İş haliyle, bu nasıl bir iş ve organizasyon, ne melem bir şey diyerek, hep şu ayrıntı sorgulanmaktadır Neden denetime ve sorgulamaya tabi değil. Şeffaflık niye yok? Doğrusu, bir süre önce Bakanlık Müfettişleri tarafından, yoğun şikayet ve isimsiz mektuplar sonucunda bir inceleme ve tahkikat yürütülmüştü. Ama işin akıbeti, her mevzuda olduğu gibi burda da, sonuçsuz..

***

Ne şikayet edenlerin gerçekçilik payı, ne de suçlanan kişi ve kurumların zan altında kalma haline; derman olunmadı.. Neyse, şimdilik bu kadar diyelim.. Bakalım, ilgili ve yetkili zevatın mevcut halle alakalı, konumlanacağı nokta, sergileyeceği tavır ve stratejisi ne olacak!? Bir neşter harekatı başlatılacak mı, yoksa daha öncekiler gibi, herkes kendi yolunda duruşuyla, ırak takılacak..

***

Dün, yemek imalathanesinde çalışanlar SES üyelerinden özür dileyip, yaşanan şiddeti tasvip etmediklerini duyurdular.. Bizi üzen bir hadise.. Ne diyelim, olmaması gerekirdi, oldu?.. Ama özünde; sır perdesi var.. İşte biz de vaziyete göre, bu sırın çözümü noktasında fikri takip gerçeğiyle çetrefilli hadisenin durumunu izlemeye devam ediyoruz.. çünkü bu hamur sürekli su alıyor..

***

OKURDAN GELEN..

Geçtiğimiz hafta, Öğrenci Taşıma ve İaşeyle alakalı yazıma, okurlar mesaj atmış.. Özellikle, Sur ilçesinin kırsalında eğitim ve öğretim gören, öğrencilere ilişkin gelen mesaj.. Benzer ifadeler söz konusu.. Ama özetle söylenen şu

***

Okullar açılalı, iki hafta oldu.. Ama hala, çocuklarımız, okullarına götürülmüyor.

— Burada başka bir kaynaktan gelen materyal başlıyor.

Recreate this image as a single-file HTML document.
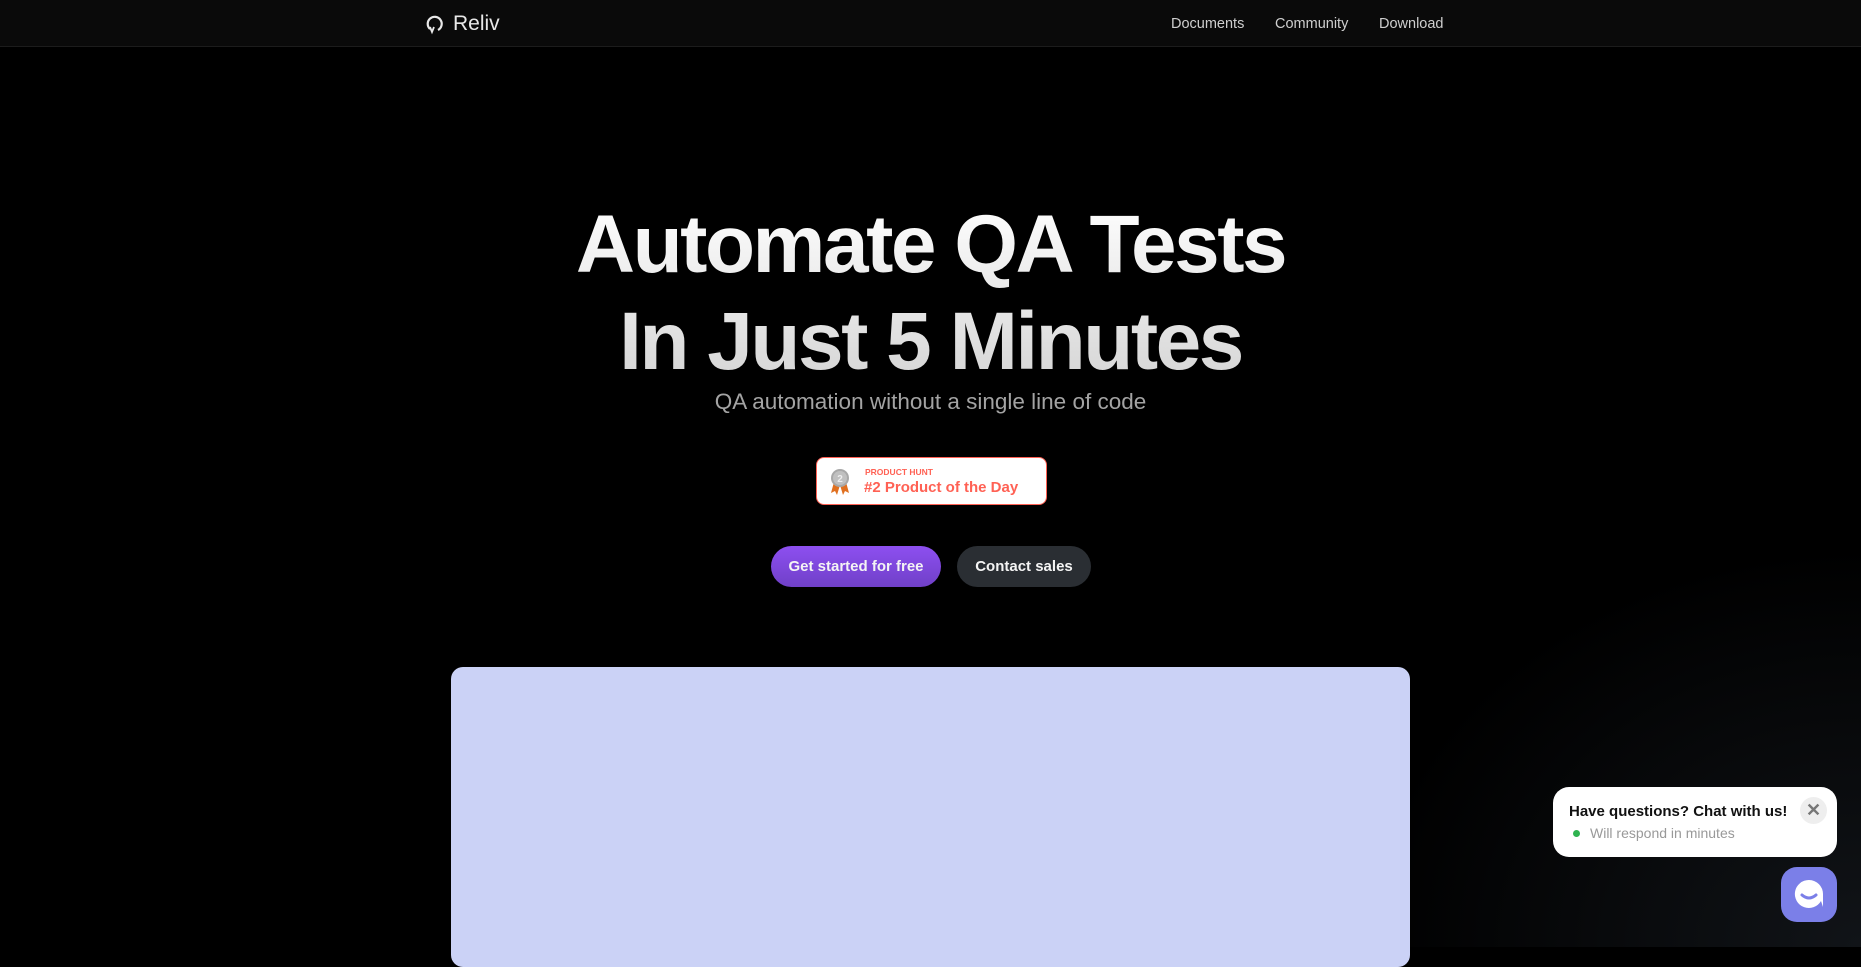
<!DOCTYPE html>
<html><head><meta charset="utf-8"><style>
*{margin:0;padding:0;box-sizing:border-box}
body{width:1861px;height:947px;overflow:hidden;background:#000;font-family:"Liberation Sans",sans-serif;position:relative}
.bg{position:absolute;inset:0;background:radial-gradient(ellipse 500px 400px at 1861px 947px,#111418,#000)}
nav{position:absolute;top:0;left:0;right:0;height:47px;background:#0a0a0a;border-bottom:1px solid #1c1c1c}
.logo{position:absolute;left:425px;top:12px;display:flex;align-items:center;color:#e8e8e8;font-size:21px}
.links a{position:absolute;top:16px;color:#cfcfcf;font-size:14.5px;text-decoration:none}
h1{position:absolute;left:0;right:0;top:196px;text-align:center;color:#ececec;font-size:82px;line-height:97px;font-weight:bold;letter-spacing:-2.5px;background:linear-gradient(#fff,#d4d4d4);-webkit-background-clip:text;color:transparent}
.sub{position:absolute;left:0;right:0;top:389px;text-align:center;color:#a3a3a3;font-size:22.5px}
.badge{position:absolute;left:816px;top:457px;width:231px;height:48px;background:#fff;border:1px solid #ff6154;border-radius:8px}
.btn{position:absolute;top:546px;height:41px;border-radius:21px;color:#f4f4f4;font-weight:bold;font-size:15px;line-height:41px;text-align:center}
.video{position:absolute;left:451px;top:667px;width:959px;height:300px;background:#cbd2f6;border-radius:12px}
.chat{position:absolute;left:1553px;top:787px;width:284px;height:70px;background:#fff;border-radius:16px}
.cbtn{position:absolute;left:1781px;top:867px;width:56px;height:55px;border-radius:16px;background:#7b7fe8}
</style></head><body>
<div class="bg"></div>
<nav>
<div class="logo"><svg width="20" height="22" viewBox="0 0 20 22"><path d="M5 16 A7 7 0 1 1 13 17" fill="none" stroke="#e8e8e8" stroke-width="2.2"/><path d="M5 14 L7 19 L9 14" fill="none" stroke="#e8e8e8" stroke-width="1.8"/></svg><span style="margin-left:8px">Reliv</span></div>
<div class="links"><a style="left:1171px">Documents</a><a style="left:1275px">Community</a><a style="left:1379px">Download</a></div>
</nav>
<h1>Automate QA Tests<br>In Just 5 Minutes</h1>
<div class="sub">QA automation without a single line of code</div>
<div class="badge">
<svg style="position:absolute;left:12px;top:10px" width="22" height="28" viewBox="0 0 22 28"><path d="M5 14 L2 25 L6 23 L8 27 L11 17Z M17 14 L20 25 L16 23 L14 27 L11 17Z" fill="#e07020"/><circle cx="11" cy="10" r="9" fill="#a8a8a8"/><circle cx="11" cy="10" r="7" fill="#c0c0c0"/><text x="11" y="14" font-size="10" font-weight="bold" fill="#eee" text-anchor="middle" font-family="Liberation Sans">2</text></svg>
<div style="position:absolute;left:48px;top:9px;color:#ff6154;font-size:8.5px;font-weight:bold">PRODUCT HUNT</div>
<div style="position:absolute;left:47px;top:21px;color:#ff6154;font-size:15px;font-weight:bold">#2 Product of the Day</div>
</div>
<div class="btn" style="left:771px;width:170px;background:linear-gradient(#8d4ff0,#7040c8)">Get started for free</div>
<div class="btn" style="left:957px;width:134px;background:#2a2e33">Contact sales</div>
<div class="video"></div>
<div class="chat">
<div style="position:absolute;left:16px;top:16px;font-size:15px;font-weight:bold;color:#111">Have questions? Chat with us!</div>
<div style="position:absolute;left:20px;top:43px;width:7px;height:7px;border-radius:50%;background:#2fb350"></div>
<div style="position:absolute;left:37px;top:38px;font-size:14px;color:#999">Will respond in minutes</div>
<div style="position:absolute;left:247px;top:10px;width:27px;height:27px;border-radius:50%;background:#eee;color:#777;font-size:18px;font-weight:bold;text-align:center;line-height:27px">✕</div>
</div>
<div class="cbtn"><svg width="56" height="55" viewBox="0 0 56 55"><path d="M28 13 A14 14 0 1 0 40 34 L42 40 L42 27 A14 14 0 0 0 28 13Z" fill="#fff"/><path d="M21 28 Q28 34 35 28" fill="none" stroke="#7b7fe8" stroke-width="3" stroke-linecap="round"/></svg></div>
</body></html>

Taşıma işinin ihalesini alan, firma şoför bulamıyoruz gibisinden gülünç gerekçeler göstererek, çocuklarımızı taşımıyor. Milli Eğitime gittik, şikayet ettik, muhtarlarımız arıyor, yanıt yok.. Gelen araçlarla çocuklarımız karpuz misali istiflenerek, okula götürülüp, getiriliyor İmdat diyoruz..

***

Sur ilçesindeki öğrenci velilerinin serzenişlerinin ötesi böyle!.. Ki, önceki gün, sordum!.. Mevcut durum nasıl diye?.. Gelen yanıt, kısm-i olarak çözüme kavuştuğuna ilişkin.. Bazı aksaklıklar, hala devam ediyor.. Özellikle, okullara uzak yerleşim birimlerine gel-gitlerde imtina edenler var Kaçak güreşen minibüs sahipleri veya şoför ya da müteahhit firma.. Demek ki, tam teşekküllü bir sorumluluk üstlenmiş değil, ilgili ve yetkili kurumlar tarafından

***

Bu arada, çarkın içerisinde olanlardan birinde şöyle çarpıcı bir iddia geldi Dedi ki, İki haftadır taşımalı eğitime tabi olan ve okula gidemeyen öğrencilerden söz ediyorsunuz, yazıyorsunuz.. Siz bu öğrencilerin, iaşelerine ilişkin puantajlarına baktınız mı?!.. Bakarsanız hepsi, tam puantajlı.. Sanki öğrencilerin tümü okula gelmiş ve iaşelerini alıp yemiş gibi, tutulan tutanak ve puantajlar..

***

Ne kadar doğru ne kadar değil bilemiyorum!?. Ama iddiası bir yolsuzluk ve usulsüzlüğe işaret ettiği için, denir ya, irdelemek gerekmez mi?!.. Ben de, çok fazla işin detayına girmeden, buradan aktarıp, yetkililere bu iddialara bir ışık tutarsanız iyi olur.. Hem siz, hem kurum, hem de yemeği dağıtan firma ile okul idarecileri, zan altından kurtulur, şaibe ve gölgeler dağılır

***

GÜNÜN SÖZÜ

Nereye gittiğini bilmiyorsan, hangi yoldan gittiğinin hiçbir önemi yoktur.